In deciding the appeal, the five judges of the Pre-Trial Chamber invited legal scholars to debate whether and in what form the doctrine existed during the Khmer Rouge era, or whether the Khmer Rouge leaders now in custody could have known they risked being held accountable in this way.
The three opinions received, from scholars at the Journal of International Criminal Justice, the McGill University Center for Human Rights and Legal Pluralism in Canada, and Georg-August University in Goettingen, Germany, disagreed on the most controversial form of the theory, its third, or “extended” category, which holds co-conspirators liable for crimes they do not agree to commit but which still happen as a “foreseeable” result of their conspiracy. For example, if three men were to rob a bank together and one of the perpetrators unexpectedly kills a security guard, all three would be held responsible for the unplanned murder.
Perhaps unsurprisingly, Antonio Cassese, one of the creators of the doctrine, and three other scholars from the Journal of International Criminal Justice, argued that joint criminal enterprise is firmly established in international law and was entirely in force on the day Phnom Penh fell to Pol Pot’s army in 1975.
The tribunal last month declined to consider a motion by former Foreign Minister Ieng Sary’s lawyers to disqualify Cassese as a “friend of the court.” Attorneys had argued that Cassese would be biased and seek to protect his legal legacy by arguing in favor of the doctrine, and they have campaigned against the use of the doctrine at the tribunal.
In a sweeping 177-page decision considering nearly every case of collective guilt in international law since World War II, Cassese was one of five appellate judges at the International Criminal Tribunal for the former Yugoslavia who in 1999 coined the term “joint criminal enterprise” to uphold the conviction of war crimes and crimes against humanity suspect Dusko Tadic.

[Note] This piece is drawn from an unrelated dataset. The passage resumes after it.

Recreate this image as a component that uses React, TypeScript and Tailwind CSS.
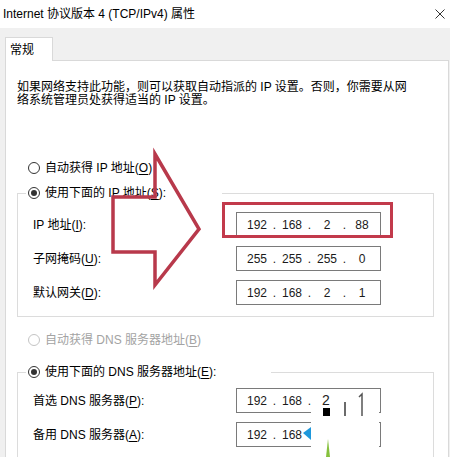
import type { ReactNode } from 'react';

function Radio({ checked, disabled, children }: { checked?: boolean; disabled?: boolean; children: ReactNode }) {
    return (
        <div className={`flex items-center gap-[5px] h-[16px] ${disabled ? 'text-[#a3a3a3]' : 'text-black'}`}>
            <span
                className={`w-[12px] h-[12px] rounded-full border bg-white flex items-center justify-center shrink-0 ${
                    disabled ? 'border-[#c4c4c4]' : 'border-[#333333]'
                }`}
            >
                {checked && <span className="w-[6px] h-[6px] rounded-full bg-[#333333]" />}
            </span>
            <span className="leading-[16px]">{children}</span>
        </div>
    );
}

// parts: octets shown; dots: how many separators are drawn after them
function IpBox({ octets, dots = 3 }: { octets: string[]; dots?: number }) {
    return (
        <div className="w-[145px] h-[25px] border border-[#7a7a7a] bg-white flex items-center pl-[6px] text-[12px] text-[#1a1a1a]">
            {octets.map((o, i) => (
                <span key={i} className="flex">
                    <span className="w-[28px] text-center">{o}</span>
                    {i < dots && <span className="w-[7px] text-center">.</span>}
                </span>
            ))}
        </div>
    );
}

function Row({ label, octets, dots }: { label: ReactNode; octets: string[]; dots?: number }) {
    return (
        <div className="flex items-center">
            <div className="w-[218px] pl-[15px] leading-[16px]">{label}</div>
            <IpBox octets={octets} dots={dots} />
        </div>
    );
}

const U = ({ c }: { c: string }) => <span className="underline underline-offset-2">{c}</span>;

export default function App() {
    return (
        <div className="w-[450px] h-[457px] overflow-hidden bg-[#f0f0f0] relative text-[12px] text-black font-['Liberation_Sans','Noto_Sans_CJK_SC',sans-serif]">
            {/* title bar */}
            <div className="h-[28px] bg-white flex items-center justify-between pl-[3px] pr-[3px]">
                <span className="leading-[16px]">Internet 协议版本 4 (TCP/IPv4) 属性</span>
                <svg width="10" height="10" viewBox="0 0 10 10" className="mr-[2px]">
                    <path d="M0.5 0.5 9.5 9.5M9.5 0.5 0.5 9.5" stroke="#333" strokeWidth="1" />
                </svg>
            </div>

            {/* tabs */}
            <div className="pt-[9px] pl-[5px]">
                <div className="relative z-10 -mb-px w-[48px] h-[24px] bg-white border border-b-0 border-[#d9d9d9] pl-[4px] flex items-center">
                    常规
                </div>
                <div className="w-[444px] h-[420px] bg-white border border-[#d9d9d9] pt-[20px] pl-[11px]">
                    <p className="leading-[13px]">
                        <span className="block">如果网络支持此功能，则可以获取自动指派的 IP 设置。否则，你需要从网</span>
                        <span className="block">络系统管理员处获得适当的 IP 设置。</span>
                    </p>

                    <div className="mt-[53px] ml-[11px]">
                        <Radio>
                            自动获得 IP 地址(<U c="O" />)
                        </Radio>
                    </div>

                    <div className="mt-[17px] w-[417px] border border-[#dcdcdc] pb-[11px]">
                        <div className="-mt-[9px] ml-[8px] w-[196px] pl-[2px] bg-white">
                            <Radio checked>
                                使用下面的 IP 地址(<U c="S" />):
                            </Radio>
                        </div>
                        <div className="mt-[11px] flex flex-col gap-[9px]">
                            <Row label={<>IP 地址(<U c="I" />):</>} octets={['192', '168', '2', '88']} />
                            <Row label={<>子网掩码(<U c="U" />):</>} octets={['255', '255', '255', '0']} />
                            <Row label={<>默认网关(<U c="D" />):</>} octets={['192', '168', '2', '1']} />
                        </div>
                    </div>

                    <div className="mt-[15px] ml-[11px]">
                        <Radio disabled>
                            自动获得 DNS 服务器地址(<U c="B" />)
                        </Radio>
                    </div>

                    <div className="mt-[24px] w-[417px] border border-[#dcdcdc] pb-[40px]">
                        <div className="-mt-[9px] ml-[8px] w-[245px] pl-[2px] bg-white">
                            <Radio checked>
                                使用下面的 DNS 服务器地址(<U c="E" />):
                            </Radio>
                        </div>
                        <div className="mt-[8px] flex flex-col gap-[9px]">
                            <Row label={<>首选 DNS 服务器(<U c="P" />):</>} octets={['192', '168']} dots={2} />
                            <Row label={<>备用 DNS 服务器(<U c="A" />):</>} octets={['192', '168']} dots={1} />
                        </div>
                    </div>
                </div>
            </div>

            {/* red annotation: box around IP field */}
            <div className="absolute left-[222px] top-[202px] w-[171px] h-[36px] border-[3px] border-[#c23a4b]" />

            {/* red annotation: outlined arrow */}
            <svg className="absolute left-0 top-0 pointer-events-none" width="450" height="457">
                <polygon
                    points="155,154 199,229 155,285 155,252 113,252 113,197 155,197"
                    fill="none"
                    stroke="#b8394b"
                    strokeWidth="3.5"
                    strokeLinejoin="miter"
                />
            </svg>

            {/* watermark pasted over the DNS fields */}
            <div className="absolute left-[311px] top-[389px] w-[68px] h-[68px] bg-white" />
            <div className="absolute left-[322px] top-[392px] text-[14px] leading-[16px] text-[#222]">2</div>
            <div className="absolute left-[323px] top-[408px] w-[7px] h-[8px] bg-black" />
            <svg className="absolute left-0 top-0 pointer-events-none" width="450" height="457">
                <line x1="345" y1="402" x2="345" y2="416" stroke="#3a3a3a" strokeWidth="1.5" />
                <path d="M359 397 362 394 362 416" fill="none" stroke="#555" strokeWidth="1.5" />
                <polygon points="303,433 311,427 311,440" fill="#1e98dc" />
                <polygon points="328,439 330,457 326,457" fill="#86c13d" />
            </svg>
        </div>
    );
}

In his brief to the court submitted last week, Cassese argued that the doctrine helped the world punish the collective crimes of armies, militias and governments.
“The world community must defend itself from this collective criminality by holding those responsible for the full extent and reach of their crimes,” wrote Cassese, who was joined by law professors Mary De Ming Fan, Salvatore Zappala and teaching assistant Vanessa Thalmann.
“To obscure responsibility in the fog of collective criminality and let the crimes go unpunished would be immoral and contrary to the general purpose of criminal law of protecting the community from deviant behavior,” their brief read.
One of the first instances of the “extended” form of joint criminal enterprise came 30 years before the rise of Democratic Kampuchea with the conviction of German army Captain Erich Heyer before a British military tribunal, according to Cassese.
Heyer was hanged in 1946 for his role in the lynching of three British prisoners of war who were beaten, shot and thrown from a bridge by an angry mob in the German city of Essen. Heyer had announced to the crowd that his men would not intervene if the crowd attacked the prisoners. He was convicted in their deaths even though he had not ordered the attack, planned precisely how it would occur or struck a single blow to the victims.
However, Rene Provost, director of the McGill Center for Human Rights and Legal Pluralism, noted this has been the “most controversial” form of joint criminal enterprise and that justice systems in Germany, the Netherlands and Switzerland have rejected it completely.
“Even in jurisdictions where it is accepted, such as Canada, the US and the United Kingdom, the doctrine is highly criticized,” wrote Provost, because it lowers the burden on prosecutors to demonstrate that an accused actually intended to commit a crime, leading some to describe the theory as “guilt by association.”
For this reason, Kai Ambos of Georg-August University argued that the extended form of joint criminal enterprise is stacked in favor of the prosecution and in fact describes a person who has “aided and abetted” a crime, rather than jointly perpetrated it.
It is also unclear that courts can reliably determine what is a “foreseeable” outcome of a conspiracy, said Ambos.
“[O]ne cannot blame the member of the [joint criminal enterprise] for not having withdrawn from the criminal enterprise: how and why should he do so if he does not even foresee the criminal result with certainty?” wrote Ambos.
Prosecutors have argued that all five of the tribunal’s current detainees engaged in a joint criminal enterprise to remake Cambodia into a homogenous society without class or race. They have also accused Duch of engaging in either a “basic” or “extended” joint criminal enterprise with S-21 itself.
Anne Heindel, a legal adviser to the Documentation Center of Cambodia, said Thursday that the broader and more complex the conspirators’ alleged common goal is, the harder it can be for prosecutors to prove that crimes were consequences of a conspiracy and that the accused were aware of this.
“You have to link these things back to the center,” she said. “The larger the JCE gets, the more it starts to fall apart.”
Parties to the Duch trial have until Nov 17 to respond to the three friend-of-the-court briefs. A decision on the prosecution’s appeal is due by Dec 5.